To turn the 80 URLs into data, I wrote a python script to scrap the sites using BeautifulSoup. A snippet of the script that counts the appearance number of keywords:
soup = BeautifulSoup(r.content, "html5lib") # remove scripts and style for script in soup(["script", "style"]): script.extract() text = soup.get_text().lower().split() for word in keywords: urlData.append(text.count(word))
Deep Neural Network
At the start, I was thinking of doing more credibility-determining features such as the author and the references. Yet, due to the complexity of scraping webpages, these features could not be gathered automatically (Regex and other methods were inconsistent). Other than the bag-of-words model, I was only able to obtain the domain, specifically whether it is a .edu/.gov or not, and if the website has SSL (https). The bag-of-words model were keywords that had the highest ratios of either credible / non-credible or non-credible / credible, making them the words that made most of the differences in credibility of the data.

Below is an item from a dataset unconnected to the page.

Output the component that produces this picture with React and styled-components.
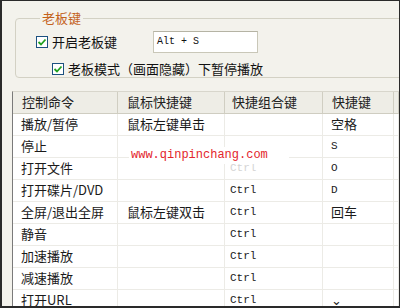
import React from "react";
import styled, { createGlobalStyle } from "styled-components";

const Global = createGlobalStyle`
  html, body { margin: 0; padding: 0; background: #fff; }
  body { font-family: "Noto Sans CJK SC", "Noto Sans", sans-serif; }
  * { box-sizing: border-box; }
`;

const Frame = styled.div`
  position: relative;
  width: 400px;
  height: 308px;
  background: #f3f2ec;
  border-top: 1px solid #2a2a2a;
  border-left: 2px solid #2a2a2a;
  border-bottom: 2px solid #2a2a2a;
  border-right: 1px solid #2a2a2a;
  overflow: hidden;
  display: flex;
  flex-direction: column;
`;

const Group = styled.fieldset`
  margin: 9px -20px 0 13px;
  padding: 0 0 0 18px;
  height: 70px;
  border: 1px solid #d3d1c4;
  border-radius: 4px;
  display: flex;
  flex-direction: column;
`;

const Legend = styled.legend`
  padding: 0 2px;
  margin-left: 6px;
  font-size: 13px;
  line-height: 16px;
  color: #c4621c;
`;

const Row = styled.div`
  display: flex;
  align-items: center;
  gap: 4px;
  margin-left: ${(p) => p.$indent || 0}px;
  margin-top: ${(p) => p.$top || 0}px;
  height: ${(p) => p.$h || 16}px;
`;

const Check = styled.span`
  width: 12px;
  height: 12px;
  border: 1px solid #1c5180;
  background: #fff;
  display: inline-flex;
  align-items: center;
  justify-content: center;
  flex: none;
`;

const Label = styled.span`
  font-size: 13px;
  line-height: 16px;
  color: #111;
  white-space: nowrap;
`;

const Input = styled.div`
  margin-left: 32px;
  width: 105px;
  height: 22px;
  border: 1px solid #c9c7b8;
  border-top-color: #b5b3a4;
  background: #fff;
  font-family: "Liberation Mono", monospace;
  font-size: 10px;
  line-height: 20px;
  padding-left: 3px;
  color: #111;
`;

const Table = styled.div`
  margin: 13px 0 0 10px;
  flex: 1;
  background: #fff;
  border-left: 1px solid #7a7a7a;
  border-top: 1px solid #d8d6cc;
  display: grid;
  grid-template-columns: 105px 107px 98px 71px 1fr;
  grid-auto-rows: 22px;
  align-content: start;
  position: relative;
`;

const Head = styled.div`
  background: #eeede6;
  border-right: 1px solid #d0cec2;
  border-bottom: 1px solid #cfcdc1;
  font-size: 13px;
  line-height: 20px;
  padding-left: ${(p) => p.$pad}px;
  color: #222;
  white-space: nowrap;
`;

const Cell = styled.div`
  border-right: 1px solid #ecebe6;
  border-bottom: 1px solid #ecebe6;
  font-family: ${(p) =>
    p.$mono ? `"Liberation Mono", monospace` : `"Noto Sans CJK SC", sans-serif`};
  font-size: ${(p) => (p.$mono ? 11 : 13)}px;
  line-height: 18px;
  padding: 1px 0 0 ${(p) => p.$pad}px;
  color: ${(p) => (p.$faint ? "#d4d4d4" : "#1a1a1a")};
  white-space: nowrap;
  overflow: hidden;
`;

const Watermark = styled.div`
  position: absolute;
  left: 116px;
  top: 55px;
  width: 160px;
  height: 17px;
  background: #fff;
  color: #e3262c;
  font-family: "Liberation Mono", monospace;
  font-size: 12px;
  line-height: 17px;
  padding-left: 2px;
  white-space: nowrap;
`;

const Tick = () => (
  <svg width="10" height="10" viewBox="0 0 10 10">
    <path d="M1.5 5 L4 7.5 L8.5 2.5" stroke="#21a121" strokeWidth="1.8" fill="none" />
  </svg>
);

const heads = [
  ["控制命令", 9],
  ["鼠标快捷键", 9],
  ["快捷组合键", 7],
  ["快捷键", 9],
];

const rows = [
  ["播放/暂停", "鼠标左键单击", "", "空格"],
  ["停止", "", "", "S"],
  ["打开文件", "", "~faint", "O"],
  ["打开碟片/DVD", "", "Ctrl", "D"],
  ["全屏/退出全屏", "鼠标左键双击", "Ctrl", "回车"],
  ["静音", "", "Ctrl", ""],
  ["加速播放", "", "Ctrl", ""],
  ["减速播放", "", "Ctrl", ""],
  ["打开URL", "", "Ctrl", "⌄"],
];

export default function App() {
  return (
    <>
      <Global />
      <Frame>
        <Group>
          <Legend>老板键</Legend>
          <Row $indent={2} $top={5} $h={22}>
            <Check><Tick /></Check>
            <Label>开启老板键</Label>
            <Input>Alt + S</Input>
          </Row>
          <Row $indent={18} $top={8}>
            <Check><Tick /></Check>
            <Label>老板模式（画面隐藏）下暂停播放</Label>
          </Row>
        </Group>
        <Table>
          {heads.map(([t, p]) => (
            <Head key={t} $pad={p}>{t}</Head>
          ))}
          <Head $pad={0} />
          {rows.map((r, i) => (
            <React.Fragment key={i}>
              <Cell $pad={8}>{r[0]}</Cell>
              <Cell $pad={9}>{r[1]}</Cell>
              <Cell $pad={5} $mono $faint={r[2] === "~faint"}>
                {r[2] === "~faint" ? "Ctrl" : r[2]}
              </Cell>
              <Cell $pad={8} $mono={/^[A-Z]$/.test(r[3])}>{r[3]}</Cell>
              <Cell $pad={0} />
            </React.Fragment>
          ))}
          <Watermark>www.qinpinchang.com</Watermark>
        </Table>
      </Frame>
    </>
  );
}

With all features set and a script to automatically scrap sites for them, we now have a [80,77] csv dataset for the network.
Quick note: I did write the network 3 different ways: tensorflow using sessions, tensorflow canned estimator, and sklearn, but for a better understanding, I will be showing code from tensorflow using sessions.
The neural network is consists of 3 hidden layers with [50,30,10] neurons. I have tried using 2 hidden layers but after some testing the 3 layer network performances a bit better. The activation function was relu, aka the rectified linear unit.
In order to prevent overfiting my small dataset, l2 regularization was applied to the cross entropy cost function while dropout was also implemented.
cost = tf.reduce_mean(tf.nn.softmax_cross_entropy_with_logits(logits = logits, labels = y) + reg_rate * tf.nn.l2_loss(weights['hidden1']) + reg_rate * tf.nn.l2_loss(weights['hidden2']) + reg_rate * tf.nn.l2_loss(weights['hidden3']) + reg_rate * tf.nn.l2_loss(weights['output']) )
(It could be more performance-optimized to add the regularization values first then multiple it by the rate).
After A LOT of testing difference parameters, I decided on the following:
learning rate = 0.01
epochs = 6000
l2 regression strength = 0.1
dropout rate = 0.2
Despite of the 6000 epochs, the cost of the trained network stayed around 0.5 at the least while the accuracy was around 0.9. The lack of data could be the cause of this as there may not be enough data (or not good enough data) for the network to find a complex pattern.
The network uses a 2-output method for binary classification because of some weird issue with the cross entropy function of tensorflow. In order to do so, I one-hot encoded the Y array.
y_all = np.eye(2)[y_targets]
(where y_targets is the original Y array).
Values of [1,0,1] for example, would be encoded in to [ [0,1], [1,0], [0,1] ].
The ouputs also go through sigmoid to get the probability/confidence of website credibility.
After numerous tweaks and testing, the final neural network has a testing accuracy of around 93.5%. Surprisingly, this network also works with the more complex sites that I mentioned earlier. To show the predictions, here is a list of websites (in no specific order):
The predictions of the network are:
[ 0.08280195 0.91719806]
[ 0.0656008 0.93439919]
[ 0.53568166 0.46431834]
[ 0.03955348 0.96044648]
[ 0.78341526 0.21658476]
For the first and second websites, the network was pretty confident that they were reliable, which they were. As for the Reddit post, the answer isn’t quite clear as there were not so much keywords covered in the post. The network, nonetheless, predicted the answer correctly. Now, it gets interesting. The neural net thinks that wikipedia is a very credible source. In fact, if we look at the data of it, there are many high-credibility keywords and very few non-credibility ones. Last but not least, the network also predicts the animal removal company’s “fact” page correctly.
Overall, the network performs pretty well and can identify the credibility of most websites. Yet, there are also many other factors that can affect credibility such as the tone of the writing and even the information itself, making this network more suitable for a self-check rather than the definite answer. It is not worth your grades to relying purely on some complex math equations.
(I’m planning to make a website version of this and will allow people to test their sites with a single click).